Multidrug and Extensively Drug-Resistant Tuberculosis (M/XDR-TB): 2010 Global Report on Surveillance and Response presents data from 114 countries. It underlines that almost half of all cases of MDR-TB are estimated to occur in China and India. In Africa an estimated 69,000 cases emerged.
The report also explores the relationship between HIV and MDR-TB and notes that drug resistant TB among people living with HIV has been widely documented in certain settings, such as hospitals. It further states that TB patients co-infected with HIV in three Eastern European countries, Estonia, Latvia, and the Republic of Moldova, were found to be at greater risk of having multidrug-resistant tuberculosis compared to TB patients without HIV infection. Studies in Lithuania, Ukraine and Mozambique show similar results. More research is required to ascertain whether these findings would be replicated worldwide and the report notes that no data have been received from countries with the highest HIV prevalence.
According to UNAIDS, HIV-positive people are especially vulnerable to the impact of TB and MDR-TB. They are at increased risk of contracting the disease and experiencing serious side effects and are more likely to die if infected. HIV and TB are seen as so closely connected that they are often referred to as ‘co-epidemics’. To appropriately respond to both epidemics and avoid more widespread drug resistance, fully integrated TB/HIV services should be priority concern of all TB and HIV programmes.
Preventing people living with HIV dying from tuberculosis is one of the nine priority areas in the UNAIDS Outcome Framework 2009-11.
For the first time, the WHO global report includes an assessment of progress countries are making in the diagnosis and treatment of multidrug-resistant TB. Six countries are the subject of special focus. Bangladesh is one of the few developing nations carrying out continuous surveillance among TB cases which were previously treated in selected areas. China has reported results from its first ever drug resistance survey; Ethiopia was among the first countries to introduce rapid molecular laboratory tests.

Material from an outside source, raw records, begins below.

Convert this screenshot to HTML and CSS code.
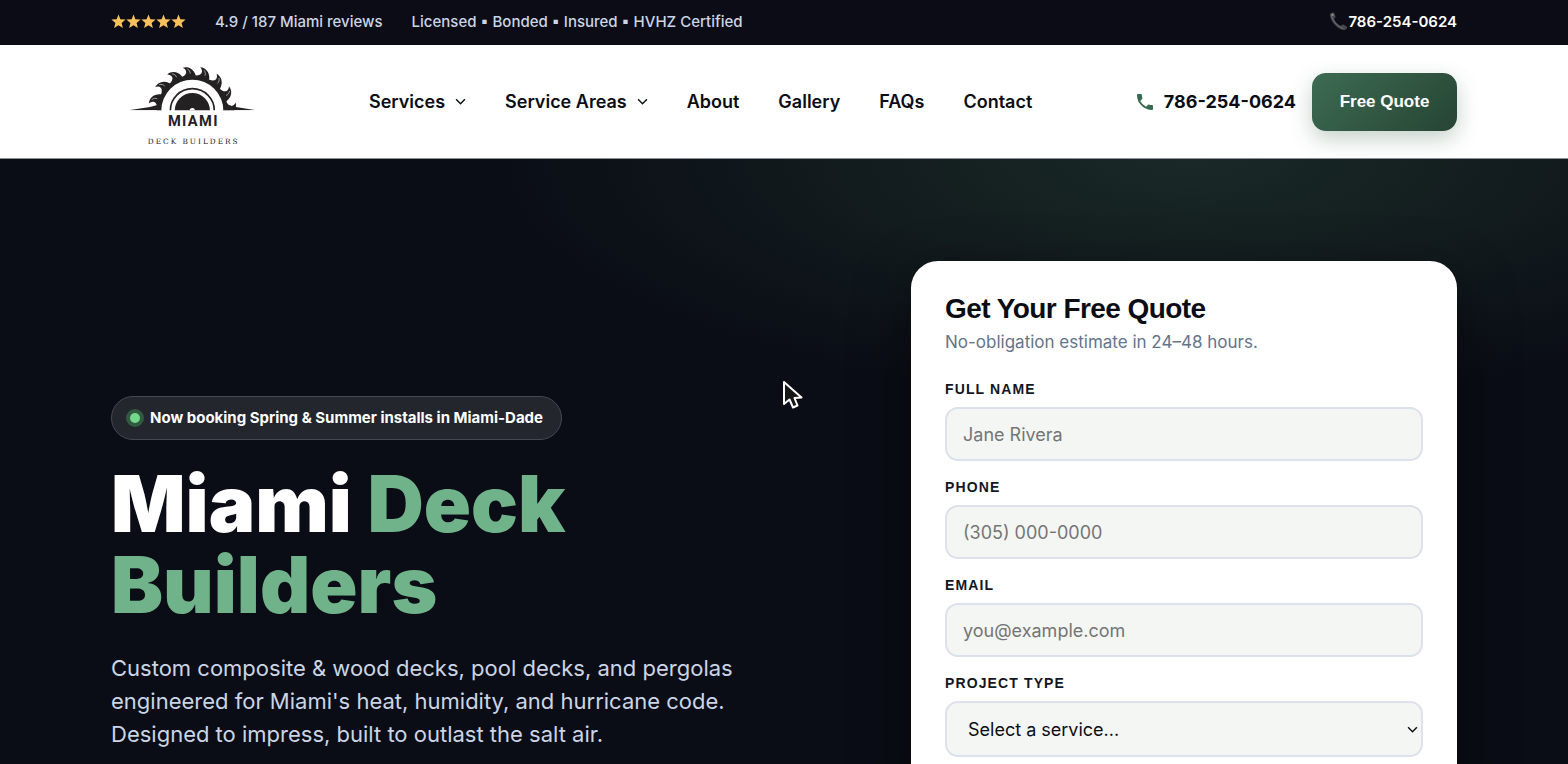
FILE: index.html
```html
<!DOCTYPE html>
<html lang="en">
<head>
    <meta charset="UTF-8">
    <meta name="viewport" content="width=device-width, initial-scale=1.0">
    <title>Miami Deck Builders</title>
    <link rel="stylesheet" href="styles.css">
</head>
<body>
    <div class="topbar">
        <div class="container topbar-inner">
            <svg class="stars" viewBox="0 0 75 15" role="img" aria-label="5 stars">
                <defs>
                    <path id="star" d="M7.5 0.5 L9.4 5.3 L14.6 5.6 L10.6 8.9 L11.9 14 L7.5 11.2 L3.1 14 L4.4 8.9 L0.4 5.6 L5.6 5.3 Z"/>
                </defs>
                <use href="#star"/>
                <use href="#star" x="15"/>
                <use href="#star" x="30"/>
                <use href="#star" x="45"/>
                <use href="#star" x="60"/>
            </svg>
            <span>4.9 / 187 Miami reviews</span>
            <span>Licensed ▪ Bonded ▪ Insured ▪ HVHZ Certified</span>
            <a class="topbar-phone" href="tel:7862540624">
                <svg viewBox="0 0 20 20" aria-hidden="true">
                    <path d="M1 3 C1 1 4 0 5.5 1 L7 5 C7 6.5 5 6.5 5.5 8 C7 11 9.5 13.5 12 14.5 C13.5 15 13.5 13 15 13.2 L19 15.5 C19.5 17.5 17.5 19.5 15 19 C8 17.5 1.5 10 1 3 Z" fill="#47474b"/>
                    <path d="M2.5 3 C3 8 7 14 15 17.5" fill="none" stroke="#737378"/>
                    <circle cx="3.8" cy="3" r="1.2" fill="#909095"/>
                </svg>786-254-0624</a>
        </div>
    </div>

    <header class="header">
        <div class="container header-inner">
            <a class="logo" href="#" aria-label="Miami Deck Builders">
                <svg viewBox="0 0 435 300">
                    <defs>
                        <g id="tooth">
                            <path d="M-4 -132 C12 -134 27 -124 30 -104 L28 -90 L-26 -90 L-22 -106 C-12 -103 2 -108 4 -117 C5 -123 2 -128 -4 -132 Z"/>
                            <path d="M9 -126 C15 -121 16 -116 15 -110" fill="none" stroke="#fff" stroke-width="1.5"/>
                        </g>
                        <clipPath id="ground"><path d="M0 0 H435 V166 H0 Z"/></clipPath>
                    </defs>
                    <g fill="#242122" clip-path="url(#ground)">
                        <g transform="translate(217 167)">
                            <use href="#tooth" transform="rotate(-79)"/>
                            <use href="#tooth" transform="rotate(-56)"/>
                            <use href="#tooth" transform="rotate(-33)"/>
                            <use href="#tooth" transform="rotate(-11)"/>
                            <use href="#tooth" transform="rotate(12)"/>
                            <use href="#tooth" transform="rotate(35)"/>
                            <use href="#tooth" transform="rotate(58)"/>
                            <use href="#tooth" transform="rotate(81)"/>
                        </g>
                        <path d="M25 166 L90 156 L125 146 V166 Z M408 166 L348 156 L308 146 V166 Z"/>
                        <circle cx="217" cy="167" r="93" fill="#fff"/>
                        <circle cx="217" cy="167" r="66" fill="none" stroke="#242122" stroke-width="5"/>
                        <circle cx="217" cy="167" r="53"/>
                        <circle cx="217" cy="167" r="8" fill="#fff"/>
                    </g>
                    <text class="logo-name" x="220" y="213">MIAMI</text>
                    <text class="logo-sub" x="221" y="266">DECK BUILDERS</text>
                </svg>
            </a>
            <nav class="nav">
                <a href="#">Services
                    <svg viewBox="0 0 10 10"><path d="M1 3 L5 7 L9 3"/></svg>
                </a>
                <a href="#">Service Areas
                    <svg viewBox="0 0 10 10"><path d="M1 3 L5 7 L9 3"/></svg>
                </a>
                <a href="#">About</a>
                <a href="#">Gallery</a>
                <a href="#">FAQs</a>
                <a href="#">Contact</a>
            </nav>
            <div class="header-cta">
                <a class="header-phone" href="tel:7862540624">
                    <svg viewBox="3 3 18 18"><path d="M6.62 10.79a15.05 15.05 0 0 0 6.59 6.59l2.2-2.2a1 1 0 0 1 1.02-.24c1.12.37 2.33.57 3.57.57a1 1 0 0 1 1 1V20a1 1 0 0 1-1 1A17 17 0 0 1 3 4a1 1 0 0 1 1-1h3.5a1 1 0 0 1 1 1c0 1.25.2 2.45.57 3.57a1 1 0 0 1-.25 1.02z"/></svg>
                    786-254-0624
                </a>
                <button type="button" class="btn-quote">Free Quote</button>
            </div>
        </div>
    </header>

    <main class="hero">
        <div class="container hero-grid">
            <section class="hero-text">
                <p class="badge"><span class="badge-dot"></span>Now booking Spring &amp; Summer installs in Miami-Dade</p>
                <h1>Miami <span>Deck</span> <span>Builders</span></h1>
                <p class="lead">Custom composite &amp; wood decks, pool decks, and pergolas engineered for Miami's heat, humidity, and hurricane code. Designed to impress, built to outlast the salt air.</p>
            </section>
            <section class="quote-card">
                <h2>Get Your Free Quote</h2>
                <p class="quote-note">No-obligation estimate in 24–48 hours.</p>
                <form autocomplete="off">
                    <div class="field">
                        <label for="name">Full Name</label>
                        <input type="text" id="name" placeholder="Jane Rivera">
                    </div>
                    <div class="field">
                        <label for="phone">Phone</label>
                        <input type="tel" id="phone" placeholder="(305) 000-0000">
                    </div>
                    <div class="field">
                        <label for="email">Email</label>
                        <input type="email" id="email" placeholder="you@example.com">
                    </div>
                    <div class="field">
                        <label for="project">Project Type</label>
                        <div class="select-wrap">
                            <select id="project">
                                <option>Select a service...</option>
                            </select>
                            <svg viewBox="0 0 10 10"><path d="M1 3 L5 7 L9 3"/></svg>
                        </div>
                    </div>
                </form>
            </section>
        </div>
    </main>

    <svg class="pointer" viewBox="0 0 20 30" aria-hidden="true">
        <path d="M1 2 L1 24 L6.5 19.5 L10 27.5 L14.5 25.5 L11.5 18 L18.5 17.5 Z"/>
    </svg>
</body>
</html>
```
FILE: styles.css
```css
* {
    box-sizing: border-box;
}
body {
    margin: 0;
    height: 100vh;
    display: flex;
    flex-direction: column;
    overflow: hidden;
    background: #0a0d15;
    color: #0b0d15;
    font-family: Inter, 'Liberation Sans', sans-serif;
}
h1, h2, p {
    margin: 0;
}
a {
    color: inherit;
    text-decoration: none;
}
.container {
    width: calc(100% - 48px);
    max-width: 1346px;
    margin: 0 auto;
}

/* top bar */
.topbar {
    background: #0b0c15;
    color: #cbd5e6;
    font-size: 15px;
    font-weight: 500;
    line-height: 21px;
    padding: 11px 0 13px;
}
.topbar-inner {
    display: flex;
    align-items: center;
    gap: 29px;
}
.stars {
    width: 75px;
    height: 15px;
    fill: #f8c15c;
}
.topbar-phone {
    display: flex;
    align-items: center;
    margin-left: auto;
    color: #fff;
    font-weight: 600;
}
.topbar-phone svg {
    width: 19px;
    height: 19px;
}

/* header */
.header {
    background: #fff;
    border-bottom: 1px solid #8b939c;
}
.header-inner {
    display: flex;
    align-items: center;
    height: 113px;
}
.logo {
    padding: 6px 104px 0 9px;
}
.logo svg {
    display: block;
    width: 145px;
    height: 100px;
}
.logo text {
    fill: #242122;
    text-anchor: middle;
}
.logo-name {
    font-family: Roboto, 'Liberation Sans', sans-serif;
    font-size: 44px;
    font-weight: 700;
    letter-spacing: 4px;
}
.logo-sub {
    font-family: 'DejaVu Serif', serif;
    font-size: 22px;
    letter-spacing: 6px;
}
.nav {
    display: flex;
    gap: 39px;
    font-size: 18px;
    font-weight: 600;
}
.nav a {
    display: flex;
    align-items: center;
    gap: 10px;
}
.nav svg,
.select-wrap svg {
    width: 11px;
    height: 11px;
    fill: none;
    stroke: #0b0d15;
    stroke-width: 1.3;
}
.header-cta {
    display: flex;
    align-items: center;
    gap: 16px;
    margin-left: auto;
}
.header-phone {
    display: flex;
    align-items: center;
    gap: 11px;
    font-size: 18px;
    font-weight: 700;
}
.header-phone svg {
    width: 16px;
    height: 16px;
    fill: #386b50;
}
.btn-quote {
    width: 145px;
    height: 58px;
    border: none;
    border-radius: 14px;
    background: linear-gradient(135deg, #3d6b52, #264434);
    box-shadow: 0 8px 22px rgba(45, 90, 66, 0.28);
    color: #fff;
    font-family: 'Liberation Sans', sans-serif;
    font-size: 17px;
    font-weight: 700;
    cursor: pointer;
}

/* hero */
.hero {
    flex: 1;
    min-height: 0;
    overflow: hidden;
    background: radial-gradient(ellipse 700px 240px at 76% 0, #1a2927, #0a0d15);
}
.hero-grid {
    display: grid;
    grid-template-columns: minmax(0, 1fr) 546px;
    gap: 68px;
    padding-top: 102px;
}
.hero-text {
    padding-top: 135px;
}
.badge {
    display: inline-flex;
    align-items: center;
    gap: 10px;
    padding: 10px 18px 11px;
    border: 1px solid #454850;
    border-radius: 22px;
    background: #23262d;
    color: #fff;
    font-size: 15px;
    font-weight: 700;
    line-height: 21px;
}
.badge-dot {
    width: 10px;
    height: 10px;
    border-radius: 50%;
    background: #76d88d;
    box-shadow: 0 0 0 4px #315a40;
}
h1 {
    max-width: 600px;
    margin-top: 23px;
    color: #fff;
    font-size: 78px;
    font-weight: 900;
    line-height: 81px;
}
h1 span {
    color: #70b38b;
}
.lead {
    max-width: 650px;
    margin-top: 27px;
    color: #cbd5e6;
    font-size: 22px;
    line-height: 33px;
}

/* quote form */
.quote-card {
    padding: 34px;
    border-radius: 27px;
    background: #fff;
    box-shadow: 0 20px 60px rgba(0, 0, 0, 0.45);
}
.quote-card h2 {
    font-family: 'Liberation Sans', sans-serif;
    font-size: 28px;
    line-height: 28px;
    letter-spacing: -0.02em;
}
.quote-note {
    margin: 7px 0 25px;
    color: #64748b;
    font-size: 17px;
    line-height: 24px;
}
.field {
    margin-bottom: 16px;
}
.field label {
    display: block;
    margin-bottom: 8px;
    color: #14171f;
    font-family: 'Liberation Sans', sans-serif;
    font-size: 14px;
    font-weight: 700;
    line-height: 20px;
    letter-spacing: 0.08em;
    text-transform: uppercase;
}
.field input,
.field select {
    display: block;
    width: 100%;
    height: 54px;
    padding: 0 16px;
    border: 2px solid #dce1eb;
    border-radius: 13px;
    background: #f4f6f3;
    color: #0b0d15;
    font-family: inherit;
    font-size: 18px;
}
.field input::placeholder {
    color: #757575;
}
.field select {
    height: 56px;
    padding-left: 21px;
    appearance: none;
}
.select-wrap {
    position: relative;
}
.select-wrap svg {
    position: absolute;
    top: 23px;
    right: 5px;
    pointer-events: none;
}

/* mouse pointer over the page */
.pointer {
    position: absolute;
    top: 380px;
    left: 783px;
    width: 20px;
    height: 30px;
    fill: #171717;
    stroke: #fff;
    stroke-width: 2;
    stroke-linejoin: round;
}

@media (max-width: 1100px) {
    .nav {
        display: none;
    }
    .hero-grid {
        grid-template-columns: 1fr;
    }
    body {
        height: auto;
        overflow: auto;
    }
}
```
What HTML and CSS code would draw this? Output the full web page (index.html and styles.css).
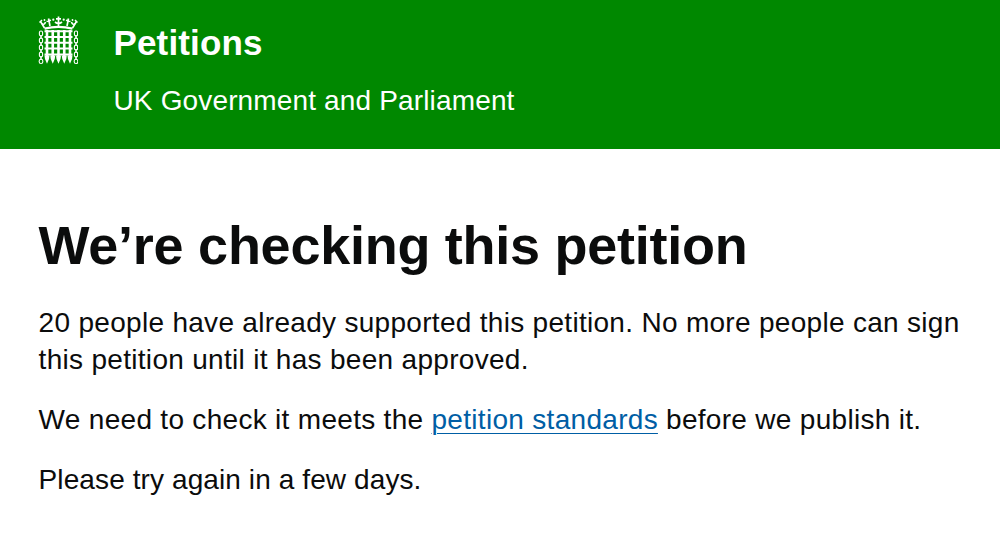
FILE: index.html
```html
<!DOCTYPE html>
<html lang="en">
<head>
<meta charset="utf-8">
<title>We’re checking this petition - Petitions</title>
<link rel="stylesheet" href="styles.css">
</head>
<body>
<header class="header">
  <svg class="portcullis" viewBox="38 15 40 50" aria-hidden="true">
    <g fill="none" stroke="#fff" stroke-width="2">
      <path d="M44.500 31.200H72.500M44.500 37H72.500M44.500 42.800H72.500M44.500 48.600H72.500M44.500 54.400H72.500"/>
      <path stroke-width="2.600" d="M47 30V57M52.750 30V57M58.500 30V57M64.250 30V57M70 30V57"/>
    </g>
    <path fill="#fff" d="M44.500 55.500H49.500L49 59L47 63.800L45 59ZM50.250 55.500H55.250L54.750 59L52.750 63.800L50.750 59ZM56 55.500H61L60.500 59L58.500 63.800L56.500 59ZM61.750 55.500H66.750L66.250 59L64.250 63.800L62.250 59ZM67.500 55.500H72.500L72 59L70 63.800L68 59Z"/>
    <g fill="none" stroke="#fff">
      <path d="M44.500 28.700Q58.500 25 72.500 28.700" stroke-width="2.400"/>
      <path d="M44.500 28L40.500 21.500M72.500 28L76.500 21.500" stroke-width="1.600"/>
      <path d="M39.500 22.500L42 20M42 23.500Q44.500 25.500 45.500 22M77.500 22.500L75 20M75 23.500Q72.500 25.500 71.500 22" stroke-width="1.500"/>
      <path d="M58.500 16.500V26M56 18.800H61M55 22Q58.500 25 62 22M48.500 18.500L50 26M46.500 21.500L51 20.200M68.500 18.500L67 26M70.500 21.500L66 20.200" stroke-width="1.700"/>
    </g>
    <g fill="#fff"><circle cx="53.300" cy="19.700" r="1.100"/><circle cx="63.700" cy="19.700" r="1.100"/><circle cx="44.500" cy="20" r=".9"/><circle cx="72.500" cy="20" r=".9"/></g>
    <g fill="none" stroke="#fff" stroke-width="1.100">
      <g id="chain"><rect x="39.400" y="31" width="3.200" height="5" rx="1.600"/><rect x="39.400" y="38" width="3.200" height="5" rx="1.600"/><rect x="39.400" y="45" width="3.200" height="5" rx="1.600"/><rect x="39.400" y="52" width="3.200" height="5" rx="1.600"/><rect x="39.200" y="59.300" width="3.600" height="4.200" rx="1.800"/><path d="M41 35V39M41 42V46M41 49V53M41 56V60" stroke-width="1.500"/></g>
      <use href="#chain" x="35"/>
    </g>
  </svg>
  <div class="brand">
    <a class="brand-name">Petitions</a>
    <span class="brand-sub">UK Government and Parliament</span>
  </div>
</header>
<main class="content">
  <h1 class="title">We’re checking this petition</h1>
  <p class="text">20 people have already supported this petition. No more people can sign<br>this petition until it has been approved.</p>
  <p class="text">We need to check it meets the <a class="link" href="#">petition standards</a> before we publish it.</p>
  <p class="text text-last">Please try again in a few days.</p>
</main>
</body>
</html>
```
FILE: styles.css
```css
body {
  margin: 0;
  background: #fff;
  color: #0b0c0c;
  font-family: "Liberation Sans", Arial, sans-serif;
}
.header {
  display: flex;
  box-sizing: border-box;
  height: 149px;
  padding: 15px 38px;
  background: #008800;
  color: #fff;
}
.portcullis { width: 40px; height: 50px; margin-right: 35.5px; }
.brand { display: flex; flex-direction: column; padding-top: 8px; }
.brand-name { font-size: 35px; line-height: 40px; font-weight: 700; letter-spacing: 0.15px; }
.brand-sub { margin-top: 22px; font-size: 28px; line-height: 32px; letter-spacing: 0.15px; }
.content { padding: 66px 38.6px 0; white-space: nowrap; }
.title { margin: 0; font-size: 54px; line-height: 60px; letter-spacing: -0.26px; }
.text { margin: 0 0 23px; font-size: 28px; line-height: 37px; letter-spacing: 0.3px; }
.text-last { letter-spacing: 0.1px; }
.title + .text { margin-top: 29px; }
.link { color: #005ea5; text-decoration: underline; text-decoration-thickness: 1px; text-underline-offset: 4px; }
```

Nepal and Romania both have successful treatment programmes for MDR-TB and South Africa has introduced policy changes for improving management and care for those living with the disease.
Although there has been notable success in some countries, world-wide progress in controlling multidrug-resistant TB remains slow. According to the WHO report only an estimated 7% of all MDR-TB patients are diagnosed.
Of major concern is the very high cost of treating this form of the disease. The price of drugs alone is 50 to 200 times higher than treating a drug-susceptible TB patient. However, WHO maintains that treatment of MDR-TB has been shown to be cost-effective.
According to the report, there is an urgent need for drug regimens which are shorter than the current two year span, improvements in laboratory facilities and access to rapid diagnosis and treatment. WHO is undertaking a five-year project aimed at strengthening TB laboratories with rapid tests in some 30 countries. It is also working closely with a number of organisations to increase access to treatment so that more lives can be saved.
Note: Multi-drug resistant TB (MDR-TB) is tuberculosis that is resistant to at least Rifampicin and Isoniazid, the two most powerful anti-tuberculosis drugs. Extensively drug- resistant TB (XDR-TB) is MDR-TB that is also resistant to at least two out of the three classes of second line TB medicines.